■ Instructions to follow:
Restate the data exactly as given and keep the pictures out.

[START]

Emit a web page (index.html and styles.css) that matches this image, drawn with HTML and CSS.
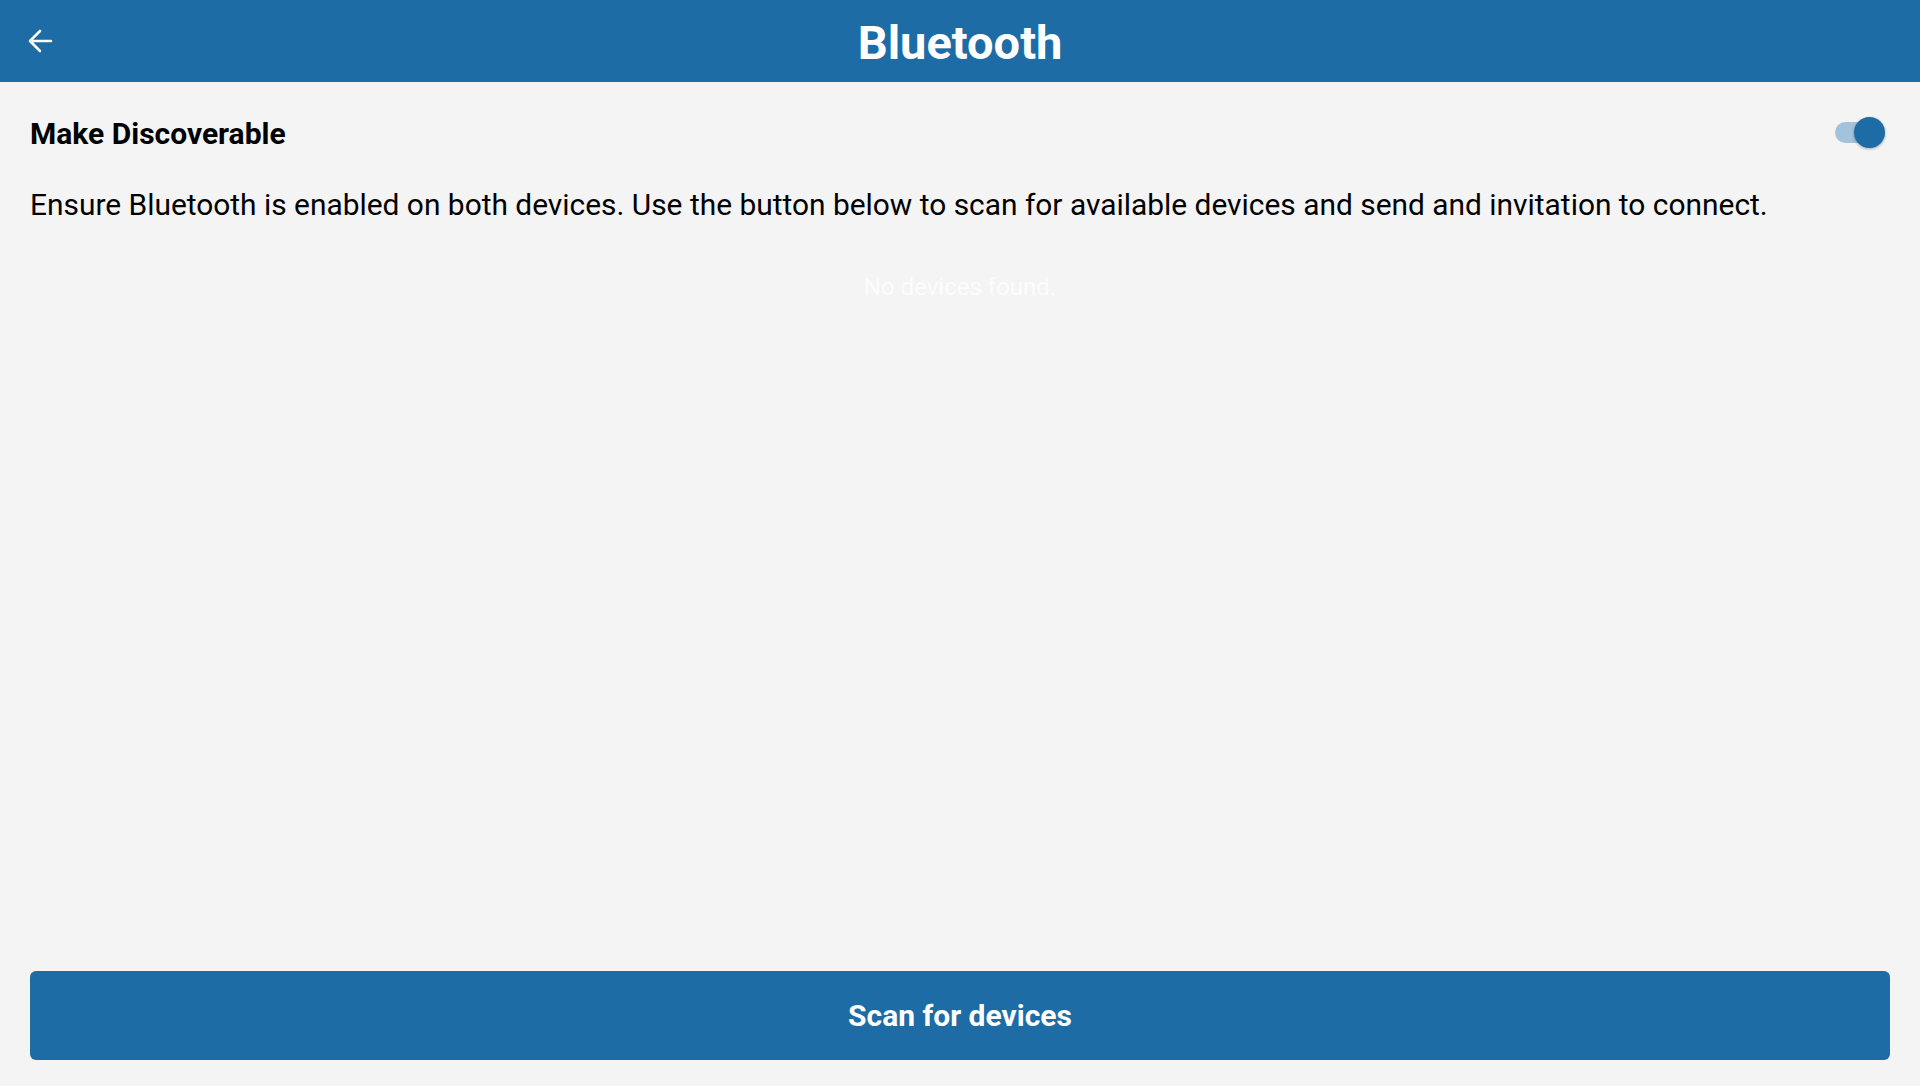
FILE: index.html
```html
<!DOCTYPE html>
<html>
<head>
<meta charset="utf-8">
<link rel="stylesheet" href="styles.css">
</head>
<body>
<div class="app">
  <header class="appbar">
    <button class="back" aria-label="Back">
      <svg width="26" height="26" viewBox="0 0 26 26"><path d="M24 13H3M13 3L3 13l10 10" fill="none" stroke="#fff" stroke-width="2.6" stroke-linecap="round" stroke-linejoin="round"/></svg>
    </button>
    <h1 class="title">Bluetooth</h1>
  </header>
  <main class="content">
    <div class="row">
      <span class="label">Make Discoverable</span>
      <span class="switch"><span class="track"></span><span class="thumb"></span></span>
    </div>
    <p class="desc">Ensure Bluetooth is enabled on both devices. Use the button below to scan for available devices and send and invitation to connect.</p>
    <p class="empty">No devices found.</p>
    <div class="spacer"></div>
    <button class="scan">Scan for devices</button>
  </main>
</div>
</body>
</html>
```
FILE: styles.css
```css
* { box-sizing: border-box; }
html, body { margin: 0; padding: 0; height: 100%; }
body {
  background: #f4f4f4;
  font-family: Roboto, "Liberation Sans", sans-serif;
  color: #000;
}
.app { display: flex; flex-direction: column; height: 100vh; }
.appbar {
  height: 82px;
  background: #1d6ca5;
  display: flex;
  align-items: center;
  position: relative;
  flex: none;
}
.back {
  background: none; border: 0; padding: 0;
  margin-left: 27px;
  width: 26px; height: 26px;
  display: flex;
}
.title {
  position: absolute; left: 0; right: 0; top: 2px;
  margin: 0;
  text-align: center;
  color: #fff;
  font-weight: 700;
  font-size: 47px;
  line-height: 82px;
  pointer-events: none;
}
.content {
  flex: 1;
  display: flex;
  flex-direction: column;
  padding: 0 30px 26px 30px;
}
.row {
  display: flex;
  align-items: center;
  justify-content: space-between;
  height: 56px;
  margin-top: 22px;
}
.label { font-weight: 700; font-size: 30px; line-height: 36px; padding-top: 3px; }
.switch { position: relative; width: 50px; height: 31px; margin-right: 5px; }
.track {
  position: absolute; left: 0; top: 5px;
  width: 44px; height: 21px; border-radius: 11px;
  background: #a3c3dc;
}
.thumb {
  position: absolute; right: 0; top: 0;
  width: 31px; height: 31px; border-radius: 50%;
  background: #1d6ca5;
  box-shadow: 0 1px 3px rgba(0,0,0,0.3);
}
.desc { margin: 27px 0 0; font-size: 29.9px; line-height: 36px; }
.empty { margin: 50px 0 0; text-align: center; color: #fcfcfc; font-size: 24px; line-height: 28px; }
.spacer { flex: 1; }
.scan {
  height: 89px;
  flex: none;
  border: 0; border-radius: 6px;
  background: #1d6ca5;
  color: #fff;
  font-family: Roboto, "Liberation Sans", sans-serif;
  font-weight: 700;
  font-size: 30px;
}
```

[END]

■ Written answer:
Emit a web page (index.html and styles.css) that matches this image, drawn with HTML and CSS.
FILE: index.html
```html
<!DOCTYPE html>
<html>
<head>
<meta charset="utf-8">
<link rel="stylesheet" href="styles.css">
</head>
<body>
<div class="app">
  <header class="appbar">
    <button class="back" aria-label="Back">
      <svg width="26" height="26" viewBox="0 0 26 26"><path d="M24 13H3M13 3L3 13l10 10" fill="none" stroke="#fff" stroke-width="2.6" stroke-linecap="round" stroke-linejoin="round"/></svg>
    </button>
    <h1 class="title">Bluetooth</h1>
  </header>
  <main class="content">
    <div class="row">
      <span class="label">Make Discoverable</span>
      <span class="switch"><span class="track"></span><span class="thumb"></span></span>
    </div>
    <p class="desc">Ensure Bluetooth is enabled on both devices. Use the button below to scan for available devices and send and invitation to connect.</p>
    <p class="empty">No devices found.</p>
    <div class="spacer"></div>
    <button class="scan">Scan for devices</button>
  </main>
</div>
</body>
</html>
```
FILE: styles.css
```css
* { box-sizing: border-box; }
html, body { margin: 0; padding: 0; height: 100%; }
body {
  background: #f4f4f4;
  font-family: Roboto, "Liberation Sans", sans-serif;
  color: #000;
}
.app { display: flex; flex-direction: column; height: 100vh; }
.appbar {
  height: 82px;
  background: #1d6ca5;
  display: flex;
  align-items: center;
  position: relative;
  flex: none;
}
.back {
  background: none; border: 0; padding: 0;
  margin-left: 27px;
  width: 26px; height: 26px;
  display: flex;
}
.title {
  position: absolute; left: 0; right: 0; top: 2px;
  margin: 0;
  text-align: center;
  color: #fff;
  font-weight: 700;
  font-size: 47px;
  line-height: 82px;
  pointer-events: none;
}
.content {
  flex: 1;
  display: flex;
  flex-direction: column;
  padding: 0 30px 26px 30px;
}
.row {
  display: flex;
  align-items: center;
  justify-content: space-between;
  height: 56px;
  margin-top: 22px;
}
.label { font-weight: 700; font-size: 30px; line-height: 36px; padding-top: 3px; }
.switch { position: relative; width: 50px; height: 31px; margin-right: 5px; }
.track {
  position: absolute; left: 0; top: 5px;
  width: 44px; height: 21px; border-radius: 11px;
  background: #a3c3dc;
}
.thumb {
  position: absolute; right: 0; top: 0;
  width: 31px; height: 31px; border-radius: 50%;
  background: #1d6ca5;
  box-shadow: 0 1px 3px rgba(0,0,0,0.3);
}
.desc { margin: 27px 0 0; font-size: 29.9px; line-height: 36px; }
.empty { margin: 50px 0 0; text-align: center; color: #fcfcfc; font-size: 24px; line-height: 28px; }
.spacer { flex: 1; }
.scan {
  height: 89px;
  flex: none;
  border: 0; border-radius: 6px;
  background: #1d6ca5;
  color: #fff;
  font-family: Roboto, "Liberation Sans", sans-serif;
  font-weight: 700;
  font-size: 30px;
}
```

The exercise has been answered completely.